| DATASET ENTRIES |
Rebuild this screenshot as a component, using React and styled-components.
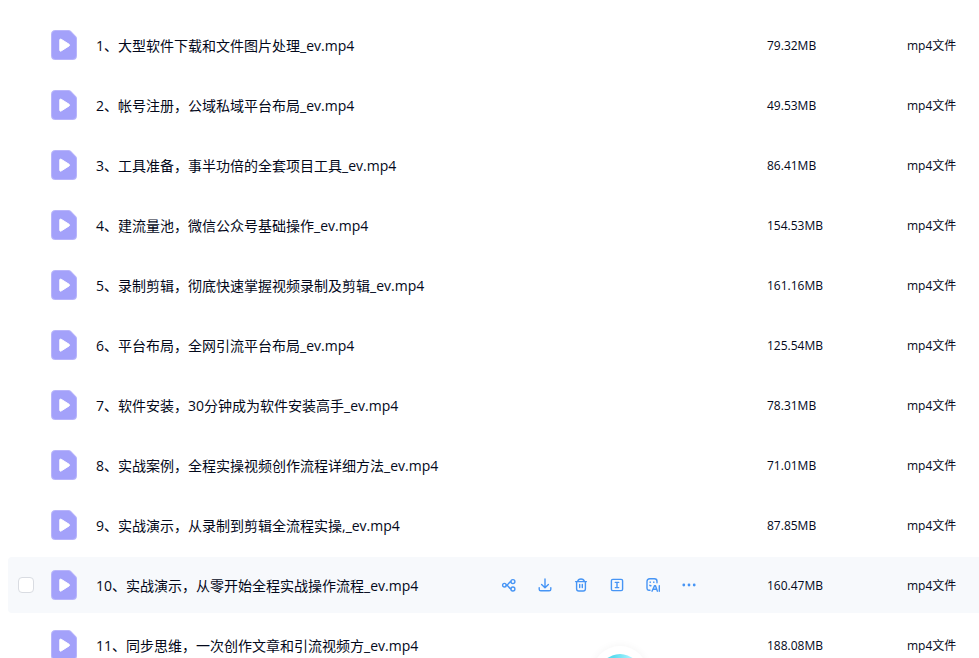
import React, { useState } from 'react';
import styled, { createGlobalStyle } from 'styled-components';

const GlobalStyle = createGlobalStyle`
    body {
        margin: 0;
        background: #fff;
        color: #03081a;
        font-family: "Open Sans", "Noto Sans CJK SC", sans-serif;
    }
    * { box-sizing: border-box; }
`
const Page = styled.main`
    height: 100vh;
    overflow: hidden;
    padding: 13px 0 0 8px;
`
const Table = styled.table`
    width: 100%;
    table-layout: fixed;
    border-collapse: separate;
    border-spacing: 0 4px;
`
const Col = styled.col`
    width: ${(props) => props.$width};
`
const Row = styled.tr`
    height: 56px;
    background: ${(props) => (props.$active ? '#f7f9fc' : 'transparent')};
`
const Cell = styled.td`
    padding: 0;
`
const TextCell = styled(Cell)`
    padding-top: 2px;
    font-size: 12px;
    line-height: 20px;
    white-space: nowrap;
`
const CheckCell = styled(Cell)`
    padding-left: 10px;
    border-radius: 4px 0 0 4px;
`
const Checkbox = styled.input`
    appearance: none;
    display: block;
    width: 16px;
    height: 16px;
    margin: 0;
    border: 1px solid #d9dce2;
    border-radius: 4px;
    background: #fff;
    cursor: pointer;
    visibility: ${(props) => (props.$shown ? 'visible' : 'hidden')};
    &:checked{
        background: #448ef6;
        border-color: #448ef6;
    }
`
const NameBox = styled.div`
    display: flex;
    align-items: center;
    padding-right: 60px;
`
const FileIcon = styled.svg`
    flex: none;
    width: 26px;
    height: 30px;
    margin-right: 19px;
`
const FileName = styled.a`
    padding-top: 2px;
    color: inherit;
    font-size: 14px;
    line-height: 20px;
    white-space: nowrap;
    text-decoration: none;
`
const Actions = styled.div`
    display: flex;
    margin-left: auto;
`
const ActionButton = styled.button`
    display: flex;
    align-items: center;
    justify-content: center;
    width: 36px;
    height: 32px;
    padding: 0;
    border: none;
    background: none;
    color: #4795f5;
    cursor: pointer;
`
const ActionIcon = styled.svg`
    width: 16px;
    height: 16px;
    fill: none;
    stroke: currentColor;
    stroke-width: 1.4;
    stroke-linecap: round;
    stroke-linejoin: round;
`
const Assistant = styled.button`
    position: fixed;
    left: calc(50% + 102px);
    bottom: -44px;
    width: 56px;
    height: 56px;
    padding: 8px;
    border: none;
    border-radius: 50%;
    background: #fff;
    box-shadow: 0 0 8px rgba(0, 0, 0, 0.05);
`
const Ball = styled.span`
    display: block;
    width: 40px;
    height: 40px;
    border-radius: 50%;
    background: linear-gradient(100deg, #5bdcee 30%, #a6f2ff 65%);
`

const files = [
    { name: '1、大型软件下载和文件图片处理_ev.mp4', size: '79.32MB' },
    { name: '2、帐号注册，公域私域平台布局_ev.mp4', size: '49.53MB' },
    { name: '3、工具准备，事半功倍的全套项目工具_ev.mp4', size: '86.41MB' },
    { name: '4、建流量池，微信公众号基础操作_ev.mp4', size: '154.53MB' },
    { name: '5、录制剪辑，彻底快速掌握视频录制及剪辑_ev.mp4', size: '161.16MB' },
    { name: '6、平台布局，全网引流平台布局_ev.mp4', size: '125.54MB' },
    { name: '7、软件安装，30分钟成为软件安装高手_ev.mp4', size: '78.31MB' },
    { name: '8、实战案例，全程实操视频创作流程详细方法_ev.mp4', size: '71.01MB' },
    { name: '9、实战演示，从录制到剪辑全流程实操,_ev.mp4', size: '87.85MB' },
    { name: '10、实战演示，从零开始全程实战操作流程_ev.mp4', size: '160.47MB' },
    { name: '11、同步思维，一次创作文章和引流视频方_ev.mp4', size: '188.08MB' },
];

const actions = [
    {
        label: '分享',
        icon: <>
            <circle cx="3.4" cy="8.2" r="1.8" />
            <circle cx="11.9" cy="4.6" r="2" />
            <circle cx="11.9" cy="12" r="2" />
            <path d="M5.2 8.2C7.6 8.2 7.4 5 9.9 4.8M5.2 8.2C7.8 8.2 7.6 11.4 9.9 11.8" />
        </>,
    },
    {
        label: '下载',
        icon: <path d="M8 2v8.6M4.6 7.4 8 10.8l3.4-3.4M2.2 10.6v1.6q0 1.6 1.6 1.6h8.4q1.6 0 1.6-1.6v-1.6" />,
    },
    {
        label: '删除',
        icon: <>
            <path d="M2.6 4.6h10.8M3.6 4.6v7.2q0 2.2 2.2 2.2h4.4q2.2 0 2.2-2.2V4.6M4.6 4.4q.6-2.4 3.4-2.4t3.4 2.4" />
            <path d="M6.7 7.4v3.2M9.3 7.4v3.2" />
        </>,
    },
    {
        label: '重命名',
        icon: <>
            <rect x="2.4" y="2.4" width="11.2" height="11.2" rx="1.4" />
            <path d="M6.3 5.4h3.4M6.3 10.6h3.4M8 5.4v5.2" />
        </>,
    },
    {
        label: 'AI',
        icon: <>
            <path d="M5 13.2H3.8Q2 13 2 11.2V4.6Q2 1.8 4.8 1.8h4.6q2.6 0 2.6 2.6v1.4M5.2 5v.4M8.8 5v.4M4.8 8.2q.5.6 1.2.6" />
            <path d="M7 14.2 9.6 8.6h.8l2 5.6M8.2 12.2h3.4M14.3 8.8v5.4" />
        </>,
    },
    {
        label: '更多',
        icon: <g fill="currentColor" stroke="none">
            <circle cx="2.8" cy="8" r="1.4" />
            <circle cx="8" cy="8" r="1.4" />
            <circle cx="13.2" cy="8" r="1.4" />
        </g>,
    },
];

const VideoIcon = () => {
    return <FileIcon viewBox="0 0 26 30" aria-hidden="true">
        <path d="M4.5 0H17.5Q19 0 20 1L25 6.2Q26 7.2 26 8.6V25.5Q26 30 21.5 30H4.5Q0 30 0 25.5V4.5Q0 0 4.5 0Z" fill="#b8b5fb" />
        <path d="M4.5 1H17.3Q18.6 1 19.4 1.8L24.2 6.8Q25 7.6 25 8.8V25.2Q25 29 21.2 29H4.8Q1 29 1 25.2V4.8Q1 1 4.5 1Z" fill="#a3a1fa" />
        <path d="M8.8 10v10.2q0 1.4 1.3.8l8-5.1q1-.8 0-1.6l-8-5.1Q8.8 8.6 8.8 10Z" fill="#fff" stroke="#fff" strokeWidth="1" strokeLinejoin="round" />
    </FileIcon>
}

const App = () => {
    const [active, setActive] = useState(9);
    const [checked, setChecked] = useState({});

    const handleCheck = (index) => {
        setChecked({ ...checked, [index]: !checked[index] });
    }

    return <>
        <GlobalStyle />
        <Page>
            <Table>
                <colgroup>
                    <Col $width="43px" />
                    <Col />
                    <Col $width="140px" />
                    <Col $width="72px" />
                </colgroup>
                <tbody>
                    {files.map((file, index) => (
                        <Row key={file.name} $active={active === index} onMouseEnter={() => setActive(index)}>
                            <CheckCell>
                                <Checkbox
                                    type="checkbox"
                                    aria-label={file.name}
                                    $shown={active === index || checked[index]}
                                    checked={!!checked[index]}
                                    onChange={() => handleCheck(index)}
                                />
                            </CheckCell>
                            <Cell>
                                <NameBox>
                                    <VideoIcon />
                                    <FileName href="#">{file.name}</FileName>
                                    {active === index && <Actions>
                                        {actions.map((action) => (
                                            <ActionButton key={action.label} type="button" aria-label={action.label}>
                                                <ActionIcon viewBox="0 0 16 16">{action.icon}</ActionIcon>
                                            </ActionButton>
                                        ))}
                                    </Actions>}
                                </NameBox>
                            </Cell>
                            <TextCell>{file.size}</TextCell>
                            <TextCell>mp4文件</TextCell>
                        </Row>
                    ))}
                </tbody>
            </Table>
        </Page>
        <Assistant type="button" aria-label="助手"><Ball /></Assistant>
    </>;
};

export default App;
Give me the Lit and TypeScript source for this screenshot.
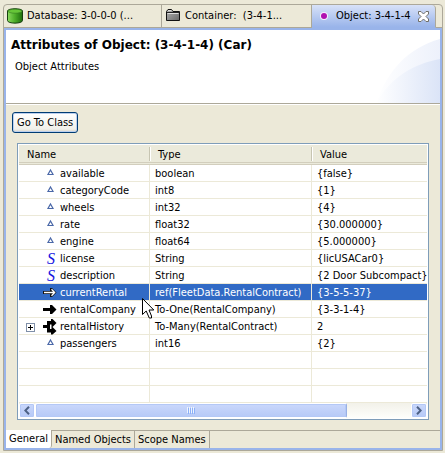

| GIVEN PROBLEM |
Copy each line of the records containing the string "screenshot".

| EXERCISE ANSWER |
Rebuild this screenshot as a component, using React and styled-components.
Give me the Lit and TypeScript source for this screenshot.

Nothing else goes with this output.